Title 22 → Chapter I → Subchapter E → Part 41 → Subpart A

Electronic Code of Federal Regulations e-CFR

Title 22 Part 41 → Subpart A

e-CFR data is current as of April 3, 2020

Title 22Chapter ISubchapter EPart 41 → Subpart A


Title 22: Foreign Relations
PART 41—VISAS: DOCUMENTATION OF NONIMMIGRANTS UNDER THE IMMIGRATION AND NATIONALITY ACT, AS AMENDED


§41.0   Definitions.

For purposes of this part and part 53:

Adjacent islands means Bermuda and the islands located in the Caribbean Sea, except Cuba.

Cruise ship means a passenger vessel over 100 gross tons, carrying more than 12 passengers for hire, making a voyage lasting more than 24 hours any part of which is on the high seas, and for which passengers are embarked or disembarked in the United States or its territories.

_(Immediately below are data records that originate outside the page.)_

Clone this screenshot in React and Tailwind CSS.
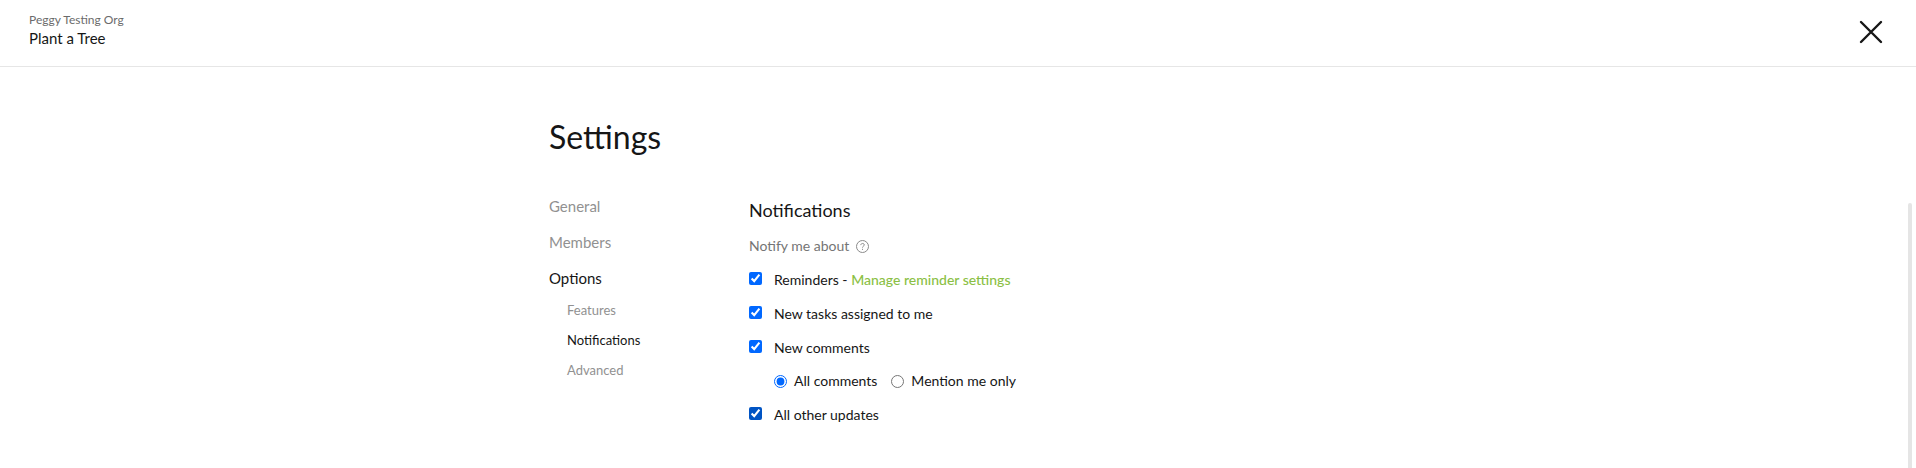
const sections = ["General", "Members"];

function Check({ id, label, accent = "accent-[#0168ff]", children }) {
  return (
    <div className="flex h-[34px] items-start">
      <input id={id} type="checkbox" defaultChecked className={`mt-[7px] size-[13px] shrink-0 ${accent}`} />
      <div className="ml-3 pt-[5px] leading-5">
        <label htmlFor={id}>{label}</label>
        {children}
      </div>
    </div>
  );
}

function Choice({ id, label, defaultChecked }) {
  return (
    <div className="flex items-center gap-[7px]">
      <input id={id} type="radio" name="comments" defaultChecked={defaultChecked} className="size-[13px] accent-[#0168ff]" />
      <label htmlFor={id} className="leading-5">{label}</label>
    </div>
  );
}

export default function App() {
  return (
    <div className="flex min-h-screen flex-col bg-white font-['Lato',sans-serif] text-[#161616]">
      <header className="flex items-start justify-between border-b border-[#e6e6e6] px-[29px] pt-3 pb-[18px]">
        <div>
          <p className="text-xs leading-4 text-[#6b6b6b]">Peggy Testing Org</p>
          <p className="text-[15px] leading-5">Plant a Tree</p>
        </div>
        <button type="button" aria-label="Close" className="mt-2 mr-1 flex size-6 items-center justify-center">
          <svg viewBox="0 0 24 24" className="size-6" fill="none" stroke="#161616" strokeWidth="2.4" strokeLinecap="round">
            <path d="M2 2 22 22M22 2 2 22" />
          </svg>
        </button>
      </header>

      <div className="flex flex-1 flex-col">
        <div className="mx-auto w-full max-w-[818px] pt-[50px]">
          <h1 className="text-[32px] leading-10">Settings</h1>
        </div>
        <div className="mt-[39px] flex flex-1 pr-1 pl-2">
          <main className="mx-auto flex w-full max-w-[818px]">
            <nav aria-label="Settings" className="w-[200px] shrink-0 text-[15px] text-[#919191]">
              <ul>
                {sections.map((name) => (
                  <li key={name} className="h-9 leading-5"><a href="#">{name}</a></li>
                ))}
                <li className="leading-5">
                  <a href="#" className="text-[#161616]">Options</a>
                  <ul className="mt-[7px] ml-[18px] text-[13px] leading-[30px]">
                    <li><a href="#">Features</a></li>
                    <li><a href="#" className="text-[#161616]">Notifications</a></li>
                    <li><a href="#">Advanced</a></li>
                  </ul>
                </li>
              </ul>
            </nav>
            <form className="text-sm">
              <h2 className="text-lg leading-7">Notifications</h2>
              <div className="mt-3 mb-[9px] flex items-center gap-[7px] text-[#757575]">
                <span className="leading-5">Notify me about</span>
                <button type="button" aria-label="Help">
                  <svg viewBox="0 0 13 13" className="size-[13px]" fill="none" stroke="#8a8a8a">
                    <circle cx="6.5" cy="6.5" r="6" />
                    <path d="M4.8 5.1c0-2.2 3.5-2.1 3.5-.2 0 1.2-1.8 1.3-1.8 2.7M6.5 8.8v1.1" />
                  </svg>
                </button>
              </div>
              <Check id="reminders" label="Reminders - ">
                <a href="#" className="font-medium text-[#8bbf45]">Manage reminder settings</a>
              </Check>
              <Check id="tasks" label="New tasks assigned to me" />
              <Check id="new-comments" label="New comments" />
              <div className="ml-[25px] flex h-[33px] items-start gap-[14px] pt-1">
                <Choice id="all-comments" label="All comments" defaultChecked />
                <Choice id="mentions" label="Mention me only" />
              </div>
              <Check id="updates" label="All other updates" accent="accent-[#0054c4]" />
            </form>
          </main>
          <div aria-hidden="true" className="mt-[7px] w-1 rounded-t bg-[#e5e5e5]" />
        </div>
      </div>
    </div>
  );
}
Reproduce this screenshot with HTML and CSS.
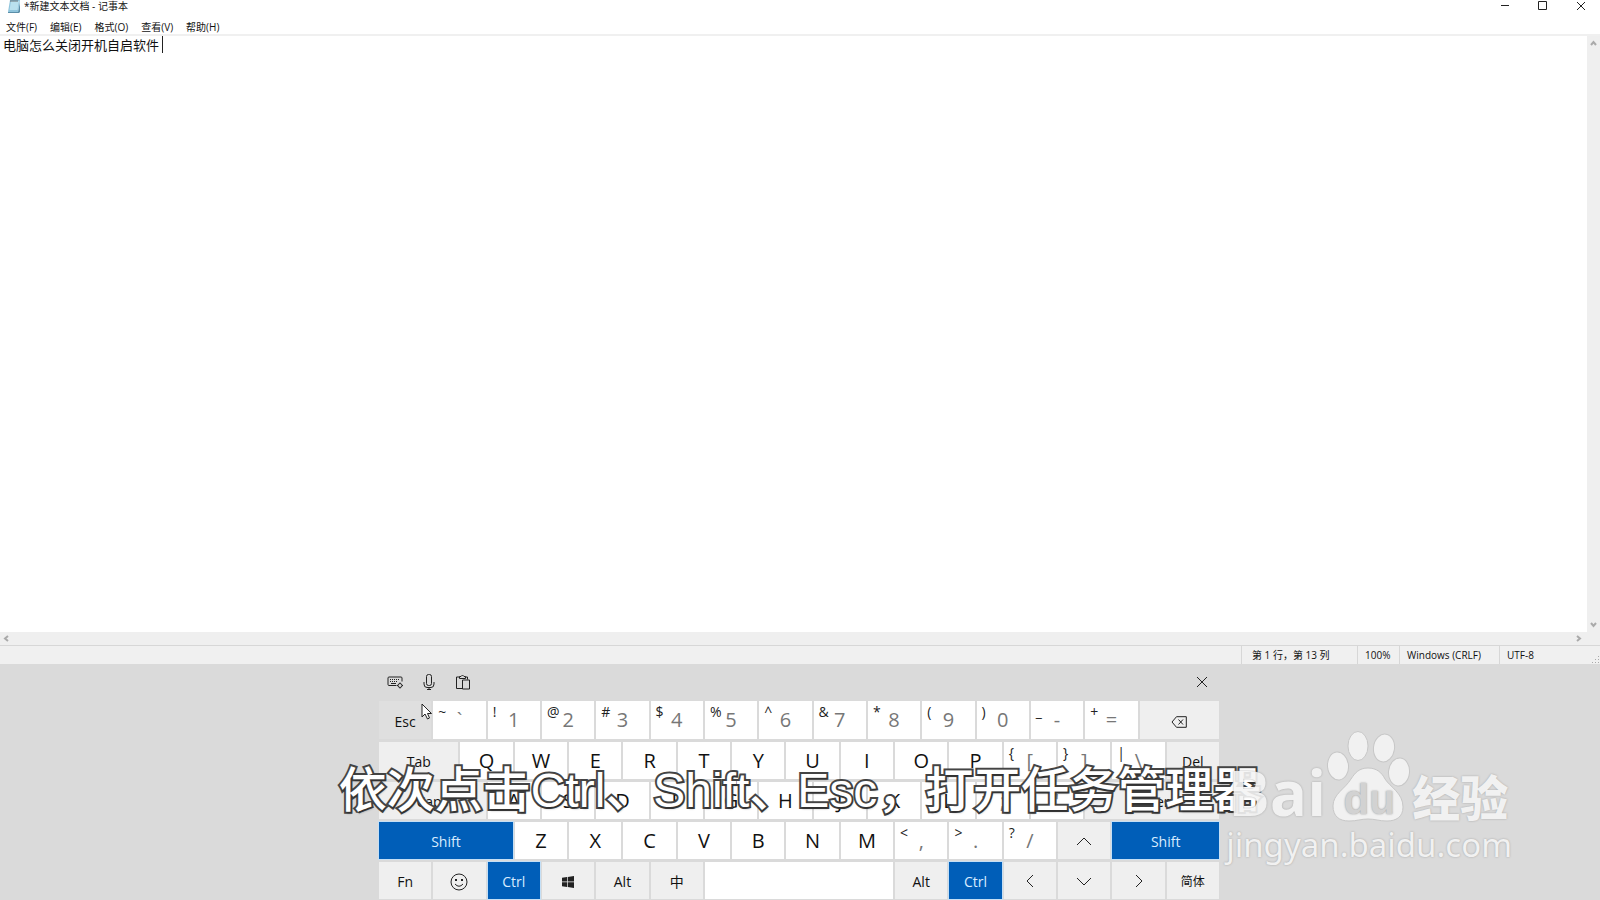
FILE: index.html
```html
<!DOCTYPE html>
<html lang="zh-CN">
<head>
  <meta charset="UTF-8" />
  <meta name="viewport" content="width=device-width, initial-scale=1" />
  <title>*新建文本文档 - 记事本</title>
  <link rel="stylesheet" href="styles.css">
</head>
<body>
  <div class="notepad">
    <header class="titlebar">
      <svg class="app-icon" width="14" height="14" viewBox="0 0 14 14">
        <path d="M3 0H13L11 12H1Z" fill="#8fc4dc" />
        <path d="M4 1H12L10.500 10H2.500Z" fill="#b9e0ee" />
        <path d="M1 12H11L13 2V12L12 13H1Z" fill="#5b8ea8" />
        <path d="M4 0v2M6 0v2M8 0v2M10 0v2" stroke="#555" stroke-width=".8" />
      </svg>
      <span class="title">*新建文本文档 - 记事本</span>
      <div class="win-buttons">
        <button aria-label="最小化"><svg width="10" height="10" viewBox="0 0 10 10"><path d="M1 5.500H9" /></svg></button>
        <button aria-label="最大化"><svg width="10" height="10" viewBox="0 0 10 10"><path d="M.5 1.500H8.500V9.500H.5Z" /></svg></button>
        <button aria-label="关闭"><svg width="10" height="10" viewBox="0 0 10 10"><path d="M1 2L9 10M9 2L1 10" /></svg></button>
      </div>
    </header>

    <nav class="menu">
      <button>文件(F)</button>
      <button>编辑(E)</button>
      <button>格式(O)</button>
      <button>查看(V)</button>
      <button>帮助(H)</button>
    </nav>

    <div class="editor">
      <div class="text-wrap">
        <textarea class="text" aria-label="文本编辑器" spellcheck="false" wrap="off">电脑怎么关闭开机自启软件</textarea>
        <span class="caret"></span>
      </div>
      <div class="scroll-v">
        <button aria-label="向上滚动"><svg width="7" height="7" viewBox="0 0 7 7"><path d="M1 5L3.500 2L6 5" /></svg></button>
        <button aria-label="向下滚动"><svg width="7" height="7" viewBox="0 0 7 7"><path d="M1 2L3.500 5L6 2" /></svg></button>
      </div>
    </div>
    <div class="scroll-h">
      <button aria-label="向左滚动"><svg width="7" height="7" viewBox="0 0 7 7"><path d="M5 1L2 3.500L5 6" /></svg></button>
      <button aria-label="向右滚动"><svg width="7" height="7" viewBox="0 0 7 7"><path d="M2 1L5 3.500L2 6" /></svg></button>
    </div>

    <footer class="status">
      <span class="cell position">第 1 行，第 13 列</span>
      <span class="cell zoom">100%</span>
      <span class="cell eol">Windows (CRLF)</span>
      <span class="cell encoding">UTF-8</span>
      <svg class="grip" width="8" height="8" viewBox="0 0 8 8"><path d="M6 0h1v1h-1zM3 3h1v1h-1zM6 3h1v1h-1zM0 6h1v1h-1zM3 6h1v1h-1zM6 6h1v1h-1z" /></svg>
    </footer>
  </div>

  <div class="touch-panel">
    <div class="keyboard">
      <div class="tools">
        <button aria-label="键盘设置">
          <svg width="16" height="16" viewBox="0 0 16 16"><path d="M9.500 11.500H2Q1 11.500 1 10.500V4Q1 3 2 3H14Q15 3 15 4V7.500M4 9.500H9" /><path d="M3 5.500H13M3 7.500H11" stroke-dasharray="1 1" /><circle cx="13" cy="11.500" r="2" /><path d="M13 8.500v1M13 13.500v1M10 11.500h1M15 11.500h1" /></svg>
        </button>
        <button aria-label="听写">
          <svg width="16" height="16" viewBox="0 0 16 16"><rect x="5.500" y=".5" width="5" height="11" rx="2" /><path d="M3 8V10Q3 13.500 6 13.500H10Q13 13.500 13 10V8M8 13.500V16M6 15.500h4" /></svg>
        </button>
        <button aria-label="剪贴板">
          <svg width="16" height="16" viewBox="0 0 16 16"><path d="M7 14.500H1.500V3H4.500M10.500 3H12.500V5.500M4.500 4.500V2.500H6Q7.500-.5 9 2.500H10.500V4.500Z" /><path d="M7.500 6H14.500V15H7.500Z" /></svg>
        </button>
        <button class="close" aria-label="关闭键盘">
          <svg width="14" height="14" viewBox="0 0 14 14"><path d="M2 2L12 12M12 2L2 12" /></svg>
        </button>
      </div>

      <div class="keys">
        <button class="key fn hover">Esc
          <svg class="pointer" width="12" height="18" viewBox="0 0 12 18"><path d="M1 1V14L4 11L6.500 16L8.500 15L6.500 10.500H10.500Z" /></svg>
        </button>
        <button class="key dual"><sup>~</sup>`</button>
        <button class="key dual"><sup>!</sup>1</button>
        <button class="key dual"><sup>@</sup>2</button>
        <button class="key dual"><sup>#</sup>3</button>
        <button class="key dual"><sup>$</sup>4</button>
        <button class="key dual"><sup>%</sup>5</button>
        <button class="key dual"><sup>^</sup>6</button>
        <button class="key dual"><sup>&amp;</sup>7</button>
        <button class="key dual"><sup>*</sup>8</button>
        <button class="key dual"><sup>(</sup>9</button>
        <button class="key dual"><sup>)</sup>0</button>
        <button class="key dual"><sup>_</sup>-</button>
        <button class="key dual"><sup>+</sup>=</button>
        <button class="key fn w3" aria-label="退格"><svg width="16" height="12" viewBox="0 0 16 12"><path d="M5.500 .7H15.300V11.300H5.500L1 6Z" /><path d="M7.500 3.500L12 8.500M12 3.500L7.500 8.500" /></svg></button>

        <button class="key fn w3">Tab</button>
        <button class="key">Q</button>
        <button class="key">W</button>
        <button class="key">E</button>
        <button class="key">R</button>
        <button class="key">T</button>
        <button class="key">Y</button>
        <button class="key">U</button>
        <button class="key">I</button>
        <button class="key">O</button>
        <button class="key">P</button>
        <button class="key dual"><sup>{</sup>[</button>
        <button class="key dual"><sup>}</sup>]</button>
        <button class="key dual"><sup>|</sup>\</button>
        <button class="key fn">Del</button>

        <button class="key fn w4">Caps</button>
        <button class="key">A</button>
        <button class="key">S</button>
        <button class="key">D</button>
        <button class="key">F</button>
        <button class="key">G</button>
        <button class="key">H</button>
        <button class="key">J</button>
        <button class="key">K</button>
        <button class="key">L</button>
        <button class="key dual"><sup>:</sup>;</button>
        <button class="key dual"><sup>"</sup>'</button>
        <button class="key fn w5">Enter</button>

        <button class="key fn w5 active">Shift</button>
        <button class="key">Z</button>
        <button class="key">X</button>
        <button class="key">C</button>
        <button class="key">V</button>
        <button class="key">B</button>
        <button class="key">N</button>
        <button class="key">M</button>
        <button class="key dual"><sup>&lt;</sup>,</button>
        <button class="key dual"><sup>&gt;</sup>.</button>
        <button class="key dual"><sup>?</sup>/</button>
        <button class="key fn" aria-label="上"><svg width="16" height="16" viewBox="0 0 16 16"><path d="M1 11L8 4L15 11" /></svg></button>
        <button class="key fn w4 active">Shift</button>

        <button class="key fn">Fn</button>
        <button class="key fn" aria-label="表情"><svg width="18" height="18" viewBox="0 0 18 18"><circle cx="9" cy="9" r="8" /><path d="M5 11Q9 15.500 13 11" /><path class="solid" d="M5 6h2v2h-2zM11 6h2v2h-2z" /></svg></button>
        <button class="key fn active">Ctrl</button>
        <button class="key fn" aria-label="Windows"><svg width="12" height="12" viewBox="0 0 12 12"><path class="solid" d="M0 1.700L5 1V5.600H0ZM5.700 .9L12 0V5.600H5.700ZM0 6.300H5V11L0 10.300ZM5.700 6.300H12V12L5.700 11.100Z" /></svg></button>
        <button class="key fn">Alt</button>
        <button class="key fn">中</button>
        <button class="key w7" aria-label="空格"></button>
        <button class="key fn">Alt</button>
        <button class="key fn active">Ctrl</button>
        <button class="key fn" aria-label="左"><svg width="16" height="16" viewBox="0 0 16 16"><path d="M11 1L5 7L11 13" /></svg></button>
        <button class="key fn" aria-label="下"><svg width="16" height="16" viewBox="0 0 16 16"><path d="M1 4L8 11L15 4" /></svg></button>
        <button class="key fn" aria-label="右"><svg width="16" height="16" viewBox="0 0 16 16"><path d="M5 1L11 7L5 13" /></svg></button>
        <button class="key fn lang">简体</button>
      </div>
    </div>
  </div>

  <p class="caption">依次点击Ctrl、Shift、Esc，打开任务管理器</p>

  <div class="watermark">
    <div class="brand">
      <span class="bai">Bai</span>
      <span class="paw">
        <svg width="86" height="94" viewBox="0 0 86 94">
          <ellipse cx="12" cy="37" rx="10.500" ry="14" transform="rotate(-6 12 37)" />
          <ellipse cx="32" cy="17" rx="10" ry="14.500" />
          <ellipse cx="58" cy="19" rx="10.500" ry="14" transform="rotate(8 58 19)" />
          <ellipse cx="73" cy="43" rx="10.500" ry="14" transform="rotate(6 73 43)" />
          <path d="M42 39C51 39 56 44 59 50C64 58 77 64 77 78C77 88 70 92 61 92C53 92 49 90 42 90C35 90 31 92 23 92C13 92 7 87 7 77C7 65 19 60 25 50C29 44 33 39 42 39Z" />
        </svg>
        <span class="du">du</span>
      </span>
      <span class="jingyan">经验</span>
    </div>
    <div class="site">jingyan.baidu.com</div>
  </div>
</body>
</html>
```
FILE: styles.css
```css
* {
  box-sizing: border-box;
  margin: 0;
  padding: 0;
}
body {
  position: relative;
  display: flex;
  flex-direction: column;
  height: 100vh;
  overflow: hidden;
  background: #fff;
  color: #111;
  font-family: "Open Sans", "Noto Sans CJK SC", sans-serif;
}
button {
  border: none;
  background: none;
  color: inherit;
  font: inherit;
}
svg {
  display: block;
  fill: none;
  stroke: #222;
}

/* notepad window */
.notepad {
  flex: 1;
  display: flex;
  flex-direction: column;
  min-height: 0;
}
.titlebar {
  display: flex;
  height: 18px;
  padding-left: 7px;
  font-size: 10px;
  line-height: 12px;
}
.app-icon {
  stroke: none;
}
.title {
  margin-left: 3px;
}
.win-buttons {
  display: flex;
  margin-left: auto;
}
.win-buttons button {
  display: flex;
  justify-content: center;
  width: 38px;
  height: 12px;
}
.menu {
  display: flex;
  gap: 13px;
  height: 18px;
  padding-left: 6px;
  border-bottom: 2px solid #f0f0f0;
  font-size: 10px;
  line-height: 18px;
}
.editor {
  flex: 1;
  display: flex;
  min-height: 0;
}
.text-wrap {
  flex: 1;
  position: relative;
}
.text {
  display: block;
  width: 100%;
  height: 100%;
  padding: 0 3px;
  border: none;
  outline: none;
  resize: none;
  overflow: hidden;
  background: #fff;
  color: #111;
  font-family: "Open Sans", "Noto Sans CJK SC", sans-serif;
  font-size: 13px;
  line-height: 18px;
}
.caret {
  position: absolute;
  left: 162px;
  top: 0;
  width: 1px;
  height: 17px;
  background: #222;
}
.scroll-v,
.scroll-h {
  display: flex;
  justify-content: space-between;
  background: #efefef;
}
.scroll-v {
  flex-direction: column;
  align-items: center;
  width: 13px;
  padding: 4px 0;
}
.scroll-h {
  align-items: center;
  height: 13px;
  padding: 0 18px 0 3px;
}
.scroll-v svg,
.scroll-h svg {
  stroke: #aaa;
  stroke-width: 2;
}
.status {
  display: flex;
  justify-content: flex-end;
  height: 19px;
  border-top: 1px solid #d7d7d7;
  background: #f0f0f0;
  font-size: 10px;
  line-height: 18px;
}
.cell {
  border-left: 1px solid #d7d7d7;
  white-space: nowrap;
}
.position {
  width: 116px;
  padding-left: 10px;
}
.zoom {
  width: 42px;
  padding-left: 7px;
}
.eol {
  width: 100px;
  padding-left: 7px;
}
.encoding {
  width: 93px;
  padding-left: 7px;
}
.grip {
  align-self: flex-end;
  fill: #aaa;
  stroke: none;
}

/* touch keyboard */
.touch-panel {
  padding: 0 2px 1px 0;
  background: #dadada;
}
.keyboard {
  width: 53%;
  max-width: 840px;
  margin: 0 auto;
}
.tools {
  display: flex;
  align-items: center;
  gap: 18px;
  height: 37px;
  padding: 0 10px 2px 8px;
}
.close {
  margin-left: auto;
}
.keys {
  display: grid;
  grid-template-columns: repeat(31, minmax(0, 1fr));
  grid-template-rows: 38px;
  grid-auto-rows: 37px;
  column-gap: 2px;
  row-gap: 3px;
}
.key {
  grid-column: span 2;
  position: relative;
  display: flex;
  align-items: center;
  justify-content: center;
  background: #fff;
  font-size: 20px;
  line-height: 36px;
}
.fn {
  padding-top: 3px;
  background: #efefef;
  font-size: 14px;
}
.hover {
  background: #dfdfdf;
}
.active {
  background: #005eb8;
  color: #d9ecff;
  outline: 1px solid #c5dff5;
}
.dual {
  color: #777;
}
.dual sup {
  position: absolute;
  left: 5px;
  top: 2px;
  color: #222;
  font-size: 14px;
  line-height: 18px;
}
.lang {
  font-size: 12px;
}
.solid {
  fill: #222;
  stroke: none;
}
.w3 {
  grid-column: span 3;
}
.w4 {
  grid-column: span 4;
}
.w5 {
  grid-column: span 5;
}
.w7 {
  grid-column: span 7;
}
.pointer {
  position: absolute;
  right: -2px;
  top: 2px;
  fill: #fff;
}

/* video subtitle */
.caption {
  position: absolute;
  left: 0;
  right: 0;
  bottom: 77px;
  color: #fff;
  font-family: "Liberation Sans", "Noto Sans CJK SC", sans-serif;
  font-size: 48px;
  font-weight: 500;
  line-height: 64px;
  text-align: center;
  white-space: nowrap;
  -webkit-text-stroke: 4px #444;
  paint-order: stroke fill;
  text-shadow: 1px 2px 2px rgba(0, 0, 0, 0.3);
}

/* site watermark */
.watermark {
  position: absolute;
  right: 88px;
  bottom: 33px;
  color: #f4f4f4;
  opacity: 0.9;
  text-shadow: 0 0 2px #999;
}
.brand {
  display: flex;
  align-items: flex-end;
  padding-left: 2px;
  font-weight: 700;
}
.bai {
  font-family: "Open Sans", sans-serif;
  font-size: 62px;
  line-height: 62px;
}
.paw {
  position: relative;
}
.paw svg {
  fill: #f4f4f4;
  stroke: #c6c6c6;
}
.du {
  position: absolute;
  left: 0;
  right: 0;
  bottom: 2px;
  color: #d2d2d2;
  font-family: "Liberation Sans", sans-serif;
  font-size: 42px;
  line-height: 42px;
  text-align: center;
  text-shadow: 0 0 2px #888;
}
.jingyan {
  font-family: "Noto Sans CJK SC", sans-serif;
  font-size: 48px;
  font-weight: 900;
  line-height: 56px;
}
.site {
  font-family: "Noto Sans", sans-serif;
  font-size: 33px;
  line-height: 44px;
}
```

Ferry means any vessel operating on a pre-determined fixed schedule and route, which is being used solely to provide transportation between places that are no more than 300 miles apart and which is being used to transport passengers, vehicles, and/or railroad cars.

Pleasure vessel means a vessel that is used exclusively for recreational or personal purposes and not to transport passengers or property for hire.

United States means “United States” as defined in section 215(c) of the Immigration and Nationality Act of 1952, as amended (8 U.S.C. 1185(c)).

U.S. citizen means a United States citizen or a U.S. non-citizen national.

United States qualifying tribal entity means a tribe, band, or other group of Native Americans formally recognized by the United States Government which agrees to meet WHTI document standards.

[73 FR 18418, Apr. 3, 2008]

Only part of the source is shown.